This spring and summer I have been running in the Nike Pegasus Turbo. Available for a couple years already, that makes me a bit late to the party. So what inspired me buy a pair and give them a try? It was a drop in price. The price of certain styles (Nike calls them Color Ways) has come down to an almost reasonable price: $100.00 versus the original $180.00.
My first experience with the Nike Pegasus was 30+ years ago. In the succeeding years, Nike has always offered some version of the Pegasus as a staple. From what I can remember, this current model fits and feels similar to those I used decades ago. The Pegasus has always been a traditional training shoe with a lot of cushion under the heel and not so much under the ball of the foot. The Turbo version is certainly lighter and has a springier feel most likely due to the new Zoom X foam. A men’s size 10 without the insoles weighs 7.8 ounces.
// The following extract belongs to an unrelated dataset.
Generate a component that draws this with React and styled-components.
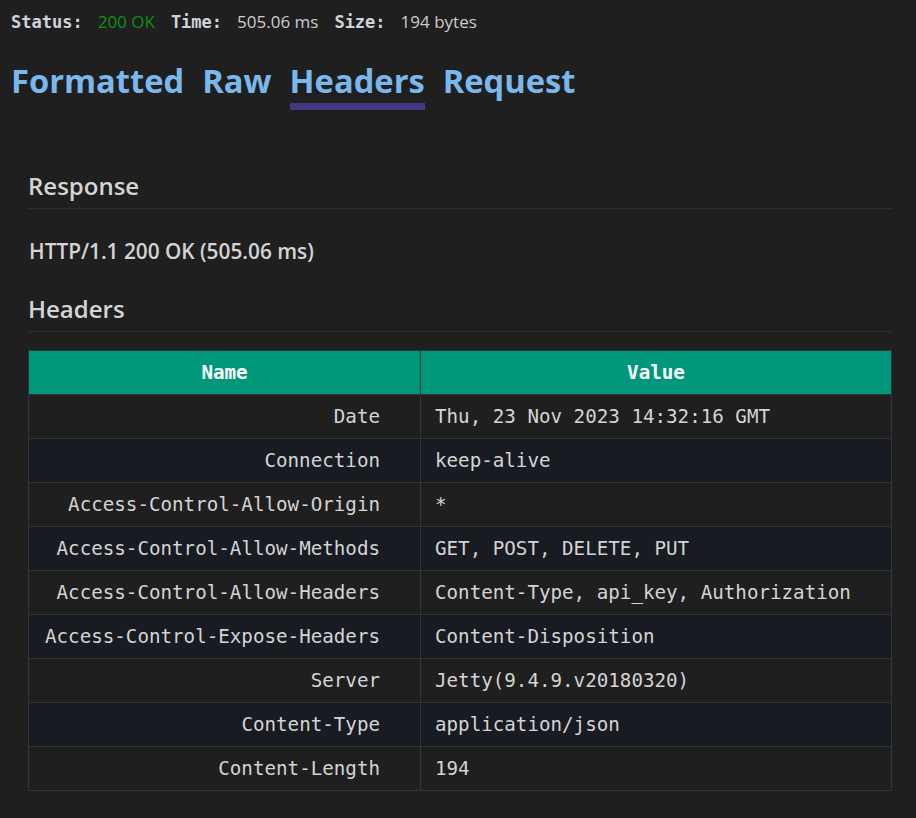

The upper and profile still has that Pegasus look and feel. They even have a tendency to cause my second toe nail to get bruised just like first generations. Most other shoes don’t cause this. It must have something to do with the volume of the toe box which is generous. So it is not from being to small (short), but probably from being to roomy vertically and my toe slapping around inside. The shoes have a fairly thick mid sole under the heel promoting heel striking and foot slapping aggravating this tendency to bruise my second toe. Perhaps downsizing a half of size would be warranted.
Over the last month and a half, I have raced two 5Ks four 10Ks and two half marathons all in the Pegasus Turbo. The lightness and liveliness of the turbo make them fun to run in and give them a sense of speed. The lack of an aggressive out-sole and lack of much protection under the ball of the foot makes them most suitable to smooth roads or trails.
One of the half marathons I did was on a gravel road and doing a bit of per-race reconnaissance I realized that the Turbos did not give enough protection from some of the sharp rocks composing the road surface. My solution was to add an improvised rock plate to the insole under the ball of foot. This is where the turbo offers the least amount of cushioning. The added rock plate is just some thin plastic cut from a yogurt container. It worked well. My feet held up surprisingly well running a hard 13 miles on rough gravel.
An ensuing training run on a rainy day on muddy trails exposed the Turbos lack of traction on slippery surfaces. These shoes are not intended for trail running in wet conditions.
The Ginger Runner Reviews are Informative and Entertaining. Here is the Ginger Runner Review of the Pegasus Turbo:
For those of you that liked the soft cushy foam of the original Hoka Clifton, but are disappointed with current crop of Hoka shoes that utilize a much stiffer harder foam, give the Turbo Peg a try.
Caveat Regarding Nike Haters:
Given Nike’s recent actions and their sponsorship of athletes that have taken anti-American actions, I realize that many consumers consider Nike anti-American and will not buy their products. You are free to make that choice. Nike is also criticized for being evil by exploiting cheap foreign labor and work camps that are the modern replacement for slavery. Realize that Nike is an international corporation whose purpose is to make money by selling a product or service that people want. They are an entity, neither good or evil, that adapts to thrive in the current tax environment and consumer culture. The free trade situation that eliminates import tariff and duty taxes replacing them with income taxes makes it more cost effective to utilize foreign sources for labor and materials. The current grievance oriented culture that looks up to individuals that busy themselves searching for reasons to be offended by America’s past and traditions represents a large market that Nike does not want to alienate.